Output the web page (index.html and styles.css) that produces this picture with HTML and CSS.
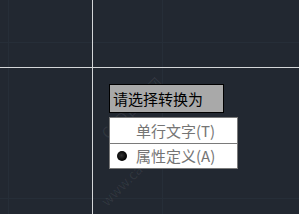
FILE: index.html
```html
<!DOCTYPE html>
<html lang="zh">
<head>
<meta charset="utf-8">
<link rel="stylesheet" href="styles.css">
</head>
<body>
<div class="canvas">
  <div class="grid-v g1"></div>
  <div class="grid-v g2"></div>
  <div class="grid-h g3"></div>
  <div class="grid-h g4"></div>
  <div class="cross-v"></div>
  <div class="cross-h"></div>
  <div class="watermark wm1">CAD自学网</div>
  <div class="watermark wm2">www.cadzxw.com</div>
  <div class="prompt">请选择转换为</div>
  <div class="menu">
    <div class="item"><span class="bullet empty"></span><span class="label">单行文字(T)</span></div>
    <div class="item"><span class="bullet"></span><span class="label">属性定义(A)</span></div>
  </div>
</div>
</body>
</html>
```

FILE: styles.css
```css
html, body {
  margin: 0;
  padding: 0;
}
body {
  width: 299px;
  height: 214px;
  overflow: hidden;
  background: #222831;
  font-family: "Noto Sans CJK SC", "Noto Sans", sans-serif;
}
.canvas {
  position: relative;
  width: 299px;
  height: 214px;
  background: #222831;
}
.grid-v {
  position: absolute;
  top: 0;
  bottom: 0;
  width: 1px;
  background: #262e38;
}
.grid-h {
  position: absolute;
  left: 0;
  right: 0;
  height: 1px;
  background: #262e38;
}
.g1 { left: 8px; }
.g2 { left: 162px; }
.g3 { top: 42px; }
.g4 { top: 198px; }
.cross-v {
  position: absolute;
  left: 92px;
  top: 0;
  bottom: 0;
  width: 1px;
  background: #d4d6d8;
}
.cross-h {
  position: absolute;
  top: 67px;
  left: 0;
  right: 0;
  height: 1px;
  background: #d4d6d8;
}
.watermark {
  position: absolute;
  color: rgba(255, 255, 255, 0.07);
  font-size: 16px;
  transform: rotate(-45deg);
  transform-origin: left bottom;
  white-space: nowrap;
}
.wm1 { left: 112px; top: 120px; }
.wm2 { left: 110px; top: 190px; font-size: 14px; }
.prompt {
  position: absolute;
  left: 109px;
  top: 84px;
  width: 110px;
  height: 27px;
  box-sizing: content-box;
  border: 1px solid #000;
  background: #a9a9a9;
  color: #000;
  font-size: 15px;
  line-height: 27px;
  padding: 0 0 0 3px;
  white-space: nowrap;
}
.menu {
  position: absolute;
  left: 109px;
  top: 117px;
  width: 127px;
  border: 1px solid #7a7a7a;
  background: #fff;
  display: flex;
  flex-direction: column;
}
.item {
  display: flex;
  align-items: center;
  height: 25px;
  padding-left: 7px;
  gap: 9px;
}
.item + .item {
  border-top: 1px solid #7a7a7a;
  height: 24px;
}
.bullet {
  width: 10px;
  height: 10px;
  border-radius: 50%;
  background: radial-gradient(circle at 45% 45%, #333 0, #000 70%);
  flex: none;
}
.bullet.empty {
  background: none;
}
.label {
  font-size: 15px;
  color: #757575;
  line-height: 24px;
  white-space: nowrap;
}
```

---+---

» **Set exercise**
Find the lines containing "styles" and pull them out.

» **Task result**
Output the web page (index.html and styles.css) that produces this picture with HTML and CSS.
<link rel="stylesheet" href="styles.css">
FILE: styles.css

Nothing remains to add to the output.